Today we should talk about the man, whom I got to know very well, not from his appearances on various TV shows, but from having seen him around the farmers market every saturday morning for about as long as I remember. He's always there, usually at the back of the stalls or by the farmers' trucks forever unearthing unusual stuff for his kitchen. The usual etiquette at the market requires that, when running into someone you know carrying a box or a bag of something interesting, you ask them what they plan to do with it. It's almost like our "how are you". Just as no one would expect a detailed health report from a simple "how are you", no one expects a recipe out of the question "what are you doing with those Myer Lemons?" Unless, of course, the friend you've just run into is Chris. His enthusiasm wouldn't allow it. He'd spent ten minutes giving you a rundown of precisely how he plans to cook the stuff -I'm talking step by step instructions here- and how it would be served on his menu that night, pairing with this dish or that. It's adorable!

He's made quite a name for himself with his love of odd bits and gore. I absolutely agree with him, chickens are not made up of nuggets, nor are pigs made of pork chops. It's clearly more responsible to use every bit of the animals we kill for food. But you would be wrong to think of his restaurant, Incanto, as a place fit only for eating weird stuff or playing Tony Bourdain for a day. Incanto is such a lovely local place, with a menu full of comforting, delicious food. It's Italian-inspired food cooked with the local bounty of the Bay Area. It practically was my canteen the last year I lived full time in San Francisco. And I still go there now, though not quite as often as I used to.

Today, Chris is talking about the five strangest things he's ever tasted, and, to balance it with his more normal side most people don't see, he's also giving us the five most boring foods he love.

Five strangest things I've ever put in my mouth
by Chris Cosentino

Balut Balut
A delicacy of the Philippines, according to a friend who gave it to me.
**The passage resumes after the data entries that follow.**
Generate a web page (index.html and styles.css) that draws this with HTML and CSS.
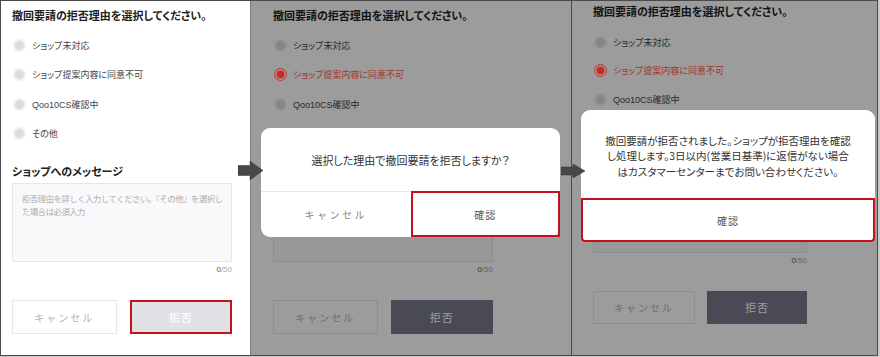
FILE: index.html
```html
<!DOCTYPE html>
<html lang="ja">
  <head>
    <meta charset="UTF-8" />
    <meta name="viewport" content="width=device-width, initial-scale=1.0" />
    <title>撤回要請の拒否</title>
    <link rel="stylesheet" href="styles.css">
  </head>
  <body>
    <div class="frame">
      <!-- step 1: form -->
      <section class="screen screen-form">
        <form class="reject-form">
          <h3 class="form-title">撤回要請の拒否理由を選択してください。</h3>
          <div class="options">
            <label class="option"><input type="radio" name="r1" />ショップ未対応</label>
            <label class="option"><input type="radio" name="r1" />ショップ提案内容に同意不可</label>
            <label class="option"><input type="radio" name="r1" />Qoo10CS確認中</label>
            <label class="option"><input type="radio" name="r1" />その他</label>
          </div>
          <h4 class="msg-title">ショップへのメッセージ</h4>
          <textarea class="msg-input" placeholder="拒否理由を詳しく入力してください。『その他』を選択し&#10;た場合は必須入力"></textarea>
          <div class="counter"><b>0</b>/50</div>
          <div class="actions">
            <button type="button" class="btn btn-cancel">キャンセル</button>
            <button type="button" class="btn btn-reject marked">拒否</button>
          </div>
        </form>
      </section>

      <!-- step 2: confirm -->
      <section class="screen screen-confirm">
        <form class="reject-form">
          <h3 class="form-title">撤回要請の拒否理由を選択してください。</h3>
          <div class="options">
            <label class="option"><input type="radio" name="r2" />ショップ未対応</label>
            <label class="option selected"><input type="radio" name="r2" checked />ショップ提案内容に同意不可</label>
            <label class="option"><input type="radio" name="r2" />Qoo10CS確認中</label>
            <label class="option"><input type="radio" name="r2" />その他</label>
          </div>
          <h4 class="msg-title">ショップへのメッセージ</h4>
          <textarea class="msg-input" placeholder="拒否理由を詳しく入力してください。『その他』を選択し&#10;た場合は必須入力"></textarea>
          <div class="counter"><b>0</b>/50</div>
          <div class="actions">
            <button type="button" class="btn btn-cancel">キャンセル</button>
            <button type="button" class="btn btn-reject active">拒否</button>
          </div>
        </form>
        <div class="backdrop"></div>
        <div class="dialog dialog-confirm">
          <p class="dialog-body">選択した理由で撤回要請を拒否しますか？</p>
          <div class="dialog-foot">
            <button type="button" class="dialog-btn">キャンセル</button>
            <button type="button" class="dialog-btn marked">確認</button>
          </div>
        </div>
      </section>

      <!-- step 3: done -->
      <section class="screen screen-done">
        <form class="reject-form">
          <h3 class="form-title">撤回要請の拒否理由を選択してください。</h3>
          <div class="options">
            <label class="option"><input type="radio" name="r3" />ショップ未対応</label>
            <label class="option selected"><input type="radio" name="r3" checked />ショップ提案内容に同意不可</label>
            <label class="option"><input type="radio" name="r3" />Qoo10CS確認中</label>
            <label class="option"><input type="radio" name="r3" />その他</label>
          </div>
          <h4 class="msg-title">ショップへのメッセージ</h4>
          <textarea class="msg-input" placeholder="拒否理由を詳しく入力してください。『その他』を選択し&#10;た場合は必須入力"></textarea>
          <div class="counter"><b>0</b>/50</div>
          <div class="actions">
            <button type="button" class="btn btn-cancel">キャンセル</button>
            <button type="button" class="btn btn-reject active">拒否</button>
          </div>
        </form>
        <div class="backdrop"></div>
        <div class="dialog dialog-done">
          <p class="dialog-body">
            <span>撤回要請が拒否されました。ショップが拒否理由を確認</span>
            <span>し処理します。3日以内(営業日基準)に返信がない場合</span>
            <span>はカスタマーセンターまでお問い合わせください。</span>
          </p>
          <div class="dialog-foot">
            <button type="button" class="dialog-btn marked">確認</button>
          </div>
        </div>
      </section>

      <svg class="arrow arrow-1" width="25" height="19" viewBox="0 0 25 19">
        <polygon points="0,4.5 12,4.5 12,0 25,9.5 12,19 12,14.5 0,14.5" />
      </svg>
      <svg class="arrow arrow-2" width="24" height="14" viewBox="0 0 24 14">
        <polygon points="0,3 12,3 12,0 24,7 12,14 12,11 0,11" />
      </svg>
    </div>
  </body>
</html>
```

FILE: styles.css
```css
body {
  margin: 0;
  background-color: #c9c9c9;
  font-family: "Liberation Sans", "Noto Sans CJK JP", sans-serif;
  font-feature-settings: "palt";
  color: #333;
}

.frame {
  position: relative;
  display: flex;
  width: 878px;
  height: 356px;
  box-sizing: border-box;
  border: 1px solid #4a4a4a;
  background-color: #fff;
}

.screen {
  position: relative;
  height: 354px;
  overflow: hidden;
  box-sizing: border-box;
  background-color: #fff;

  --pad-top: 7px;
  --pad-left: 11px;
  --form-w: 220px;
  --title-gap: 11px;
  --row-gap: 9.5px;
  --label-gap: 20.5px;
  --ta-h: 79px;
  --btn-h: 34px;
  --btn-gap: 13px;
}

.screen-form {
  width: 249px;
}

.screen-confirm {
  width: 322px;
  border-left: 1px solid #7d7d7d;
  border-right: 1px solid #4a4a4a;
  --pad-left: 22px;
}

.screen-done {
  width: 305px;
  --pad-top: 3px;
  --pad-left: 21px;
  --form-w: 214px;
  --title-gap: 12px;
  --row-gap: 8.5px;
  --label-gap: 20px;
  --ta-h: 76px;
  --btn-h: 33px;
  --btn-gap: 12px;
}

/* the form */
.reject-form {
  width: var(--form-w);
  margin: 0;
  padding: var(--pad-top) 0 0 var(--pad-left);
}

.form-title {
  margin: 0 0 var(--title-gap);
  font-size: 11px;
  line-height: 16px;
  font-weight: bold;
  color: #222;
  white-space: nowrap;
}

.options {
  display: flex;
  flex-direction: column;
  gap: var(--row-gap);
}

.option {
  display: flex;
  align-items: center;
  gap: 6px;
  height: 20px;
  font-size: 9px;
  color: #444;
  white-space: nowrap;
}

.option input {
  appearance: none;
  width: 13px;
  height: 13px;
  margin: 0 0 0 1px;
  border-radius: 50%;
  border: 2px solid #f1f1f1;
  background-color: #dcdcdc;
  box-sizing: border-box;
}

.option.selected {
  position: relative;
  z-index: 2;
  color: #a3342e;
}

.option.selected input {
  border: 1.5px solid #c4463d;
  background-color: #cc2b22;
  box-shadow: inset 0 0 0 1.5px #9c9c9c;
}

.msg-title {
  margin: var(--label-gap) 0 3px;
  font-size: 11px;
  line-height: 16px;
  font-weight: bold;
  color: #222;
}

.msg-input {
  display: block;
  width: 100%;
  height: var(--ta-h);
  margin: 0;
  padding: 9px 0 0 9px;
  box-sizing: border-box;
  border: 1px solid #e6e6e6;
  background-color: #f9f9fb;
  font-family: inherit;
  font-size: 8.3px;
  line-height: 13px;
  letter-spacing: -0.4px;
  white-space: pre;
  overflow: hidden;
  resize: none;
}

.msg-input::placeholder {
  color: #adadad;
}

.counter {
  margin-top: 3px;
  font-size: 8px;
  line-height: 10px;
  text-align: right;
  color: #aaa;
}

.counter b {
  font-weight: normal;
  color: #555;
}

.actions {
  display: flex;
  gap: var(--btn-gap);
  margin-top: 25px;
}

.btn {
  flex: 1;
  height: var(--btn-h);
  padding: 0;
  border: 1px solid #e6e6e6;
  background-color: #fff;
  font-family: inherit;
  font-size: 10px;
  letter-spacing: 2px;
  color: #b3b3b3;
}

.btn-reject {
  border: none;
  background-color: #e2e2e6;
  color: #fff;
  font-size: 11px;
  letter-spacing: 1px;
}

.btn-reject.active {
  background-color: #79798b;
}

.marked {
  outline: 2px solid #c4121c;
  outline-offset: -2px;
}

/* modal */
.backdrop {
  position: absolute;
  inset: 0;
  z-index: 1;
  background-color: rgba(0, 0, 0, 0.39);
}

.dialog {
  position: absolute;
  z-index: 3;
  display: flex;
  flex-direction: column;
  background-color: #fff;
  border-radius: 9px;
}

.dialog-confirm {
  left: 10px;
  top: 127px;
  width: 299px;
  height: 109px;
}

.dialog-done {
  left: 9px;
  top: 109px;
  width: 294px;
  height: 132px;
}

.dialog-body {
  flex: 1;
  display: flex;
  flex-direction: column;
  align-items: center;
  justify-content: center;
  margin: 0;
  text-align: center;
  font-size: 11px;
  line-height: 16px;
  color: #333;
}

.dialog-confirm .dialog-body {
  padding-top: 2px;
}

.dialog-done .dialog-body {
  font-family: "Noto Sans CJK JP", sans-serif;
  font-size: 10.5px;
  padding-top: 4px;
}

.dialog-done .dialog-body span {
  display: block;
  height: 15.5px;
  line-height: 15.5px;
  white-space: nowrap;
}

.dialog-foot {
  display: flex;
  height: 46px;
  border-top: 1px solid #e6e6e6;
  box-sizing: border-box;
}

.dialog-done .dialog-foot {
  height: 44px;
}

.dialog-btn {
  flex: 1;
  padding: 0;
  border: none;
  background: transparent;
  font-family: inherit;
  font-size: 10px;
  letter-spacing: 2.5px;
  color: #888;
}

.dialog-btn.marked {
  height: calc(100% + 1px);
  margin-top: -1px;
  color: #555;
  letter-spacing: 1px;
}

.dialog-done .dialog-btn.marked {
  border-radius: 0 0 4px 4px;
}

/* step arrows */
.arrow {
  position: absolute;
  z-index: 4;
  fill: #484848;
  stroke: #333;
  stroke-width: 0.5;
}

.arrow-1 {
  left: 237px;
  top: 160px;
}

.arrow-2 {
  left: 560px;
  top: 163px;
}
```
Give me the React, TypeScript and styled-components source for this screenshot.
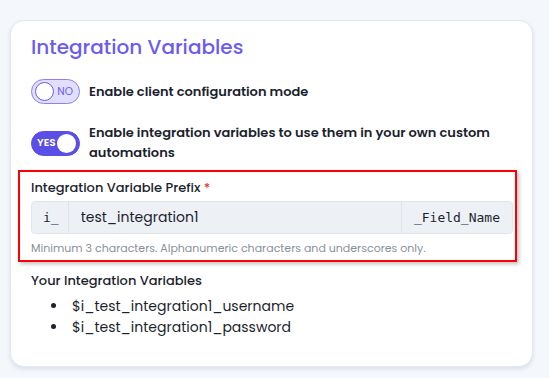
import React from 'react';
import styled, {createGlobalStyle} from 'styled-components';

const GlobalStyle = createGlobalStyle`
  * {
    box-sizing: border-box;
  }
  body {
    margin: 0;
    background: #f4f7fb;
    font-family: 'Poppins', 'Inter', 'Noto Sans', sans-serif;
    color: #1c1f2e;
  }
`;

const Toggle: React.FunctionComponent<{on: boolean}> = ({on}) => (
  <Switch $on={on}>
    {on ? <SwitchText $on>{'YES'}</SwitchText> : null}
    <Knob $on={on} />
    {!on ? <SwitchText $on={false}>{'NO'}</SwitchText> : null}
  </Switch>
);

const App: React.FunctionComponent = () => {
  const prefix = 'test_integration1';
  const variables = ['username', 'password'];

  return (
    <Page>
      <GlobalStyle />
      <Card>
        <Title>{'Integration Variables'}</Title>
        <OptionRow>
          <Toggle on={false} />
          <OptionLabel>{'Enable client configuration mode'}</OptionLabel>
        </OptionRow>
        <OptionRow>
          <Toggle on />
          <OptionLabel>{'Enable integration variables to use them in your own custom automations'}</OptionLabel>
        </OptionRow>
        <Highlight>
          <FieldLabel>
            {'Integration Variable Prefix '}
            <Required>{'*'}</Required>
          </FieldLabel>
          <InputGroup>
            <Addon $side="left">{'i_'}</Addon>
            <PrefixInput value={prefix} readOnly />
            <Addon $side="right">{'_Field_Name'}</Addon>
          </InputGroup>
          <Hint>{'Minimum 3 characters. Alphanumeric characters and underscores only.'}</Hint>
        </Highlight>
        <ListTitle>{'Your Integration Variables'}</ListTitle>
        <VarList>
          {variables.map((name) => (
            <li key={name}>{`$i_${prefix}_${name}`}</li>
          ))}
        </VarList>
      </Card>
    </Page>
  );
};

const Page = styled.div`
  padding: 20px 16px 12px 10px;
  min-height: 378px;
`;
const Card = styled.div`
  background: #ffffff;
  border: 1px solid #e4e9f0;
  border-radius: 14px;
  box-shadow: 0 2px 4px rgba(30, 50, 90, 0.12);
  padding: 12px 17px 28px 20px;
`;
const Title = styled.h2`
  margin: 0 0 18px;
  font-size: 20px;
  font-weight: 500;
  color: #6a5cf0;
  line-height: 28px;
`;
const OptionRow = styled.div`
  display: flex;
  align-items: center;
  gap: 9px;
  margin-bottom: 19px;
`;
const Switch = styled.div<{$on: boolean}>`
  flex: none;
  width: 49px;
  height: 25px;
  border-radius: 13px;
  display: flex;
  align-items: center;
  justify-content: space-between;
  padding: 0 3px;
  background: ${({$on}) => ($on ? '#5b4ee6' : '#e2defe')};
  border: 1px solid ${({$on}) => ($on ? '#5b4ee6' : '#8c80f3')};
`;
const Knob = styled.span<{$on: boolean}>`
  width: 19px;
  height: 19px;
  border-radius: 50%;
  background: #ffffff;
  border: ${({$on}) => ($on ? 'none' : '1.5px solid #6a5cf0')};
`;
const SwitchText = styled.span<{$on: boolean}>`
  font-size: 10.5px;
  font-weight: ${({$on}) => ($on ? 600 : 400)};
  color: ${({$on}) => ($on ? '#ffffff' : '#6a5cf0')};
  margin: ${({$on}) => ($on ? '0 0 0 2px' : '0 3px 0 0')};
`;
const OptionLabel = styled.span`
  font-size: 13px;
  font-weight: 600;
  line-height: 20px;
  color: #1c1f2e;
`;
const Highlight = styled.div`
  border: 2px solid #ff0000;
  box-shadow: 2px 2px 4px rgba(0, 0, 0, 0.25);
  margin: -12px -2px 0 -13px;
  padding: 6px 2px 4px 11px;
`;
const FieldLabel = styled.div`
  font-size: 13px;
  font-weight: 500;
  line-height: 20px;
  margin-bottom: 3px;
`;
const Required = styled.span`
  color: #e53935;
`;
const InputGroup = styled.div`
  display: flex;
  height: 33px;
  background: #edf1f6;
  border: 1px solid #dfe5ec;
  border-radius: 4px;
`;
const Addon = styled.span<{$side: 'left' | 'right'}>`
  display: flex;
  align-items: center;
  padding: ${({$side}) => ($side === 'left' ? '0 9px 0 11px' : '0 12px')};
  font-family: 'DejaVu Sans Mono', monospace;
  font-size: 13px;
  color: #1c1f2e;
  border-right: ${({$side}) => ($side === 'left' ? '1px solid #dfe5ec' : 'none')};
  border-left: ${({$side}) => ($side === 'right' ? '1px solid #dfe5ec' : 'none')};
`;
const PrefixInput = styled.input`
  flex: 1;
  min-width: 0;
  border: none;
  background: transparent;
  padding: 0 12px;
  font-family: 'Poppins', 'Inter', 'Noto Sans', sans-serif;
  font-size: 14px;
  color: #1c1f2e;
  outline: none;
`;
const Hint = styled.div`
  margin-top: 6px;
  font-size: 11px;
  color: #8a8f99;
  line-height: 16px;
`;
const ListTitle = styled.div`
  margin-top: 9px;
  font-size: 13px;
  font-weight: 500;
  line-height: 20px;
`;
const VarList = styled.ul`
  margin: 5px 0 0;
  padding-left: 37px;
  font-size: 14px;
  line-height: 21px;

  li {
    padding-left: 4px;
  }
`;

export default App;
It's so wrong in so many ways, eating a fermented duck egg with hard bones and feathers that tickle the roof of my mouth. Never again! (I wrote about it on my blog when I first tasted it.)

Stinky Tofu

The smell was so strong I couldn't get the taste out of my nose and mouth.

Slimy and reminded me of bad beans

Sea Squirt
I loved it, hard to describe unique texture.

Chicken (odd bits)
In one meal I had Chicken sashimi (really enjoyed it, it was very delicate), Yakatori of keel bone (a little crunchy, but great flavor when its grilled), soft knee bone (gelatinous and crunchy all in one), chicken assholes (a little tough and chewy.)

Five most boring foods I love
It's hard to say that it is boring, because everything has its place and can be great in its own way. So by no means is this boring it's just everyday foods.

Toast with peanut butter every morning for breakfast. Its great and flavorful, I use Della Fattoria seeded wheat and organic peanut butter.

Dried fruit - golden raisins, apricots all nature sweets better then candy.

Plain cake donuts – they remind me of having breakfast with my grandfather.

Fish and Chips
- growing up in new england this is comfort food.

Grilled cheese sandwich
is always a great way to brighten up a gloomy day. Just pick your cheese.

There are two upcoming events featuring Chris I'd like to tell you about.

If you're in the Bay Area this April (dates TBD), Chris will be cooking a special dinner featuring unusual bits of fish with his friend at Sebo, the Japanese restaurant in Hayes Valley.

For those of you in New York, Chris will be doing a Q&A with Michael Ruhlman at the Astor Center on Sunday, March 2.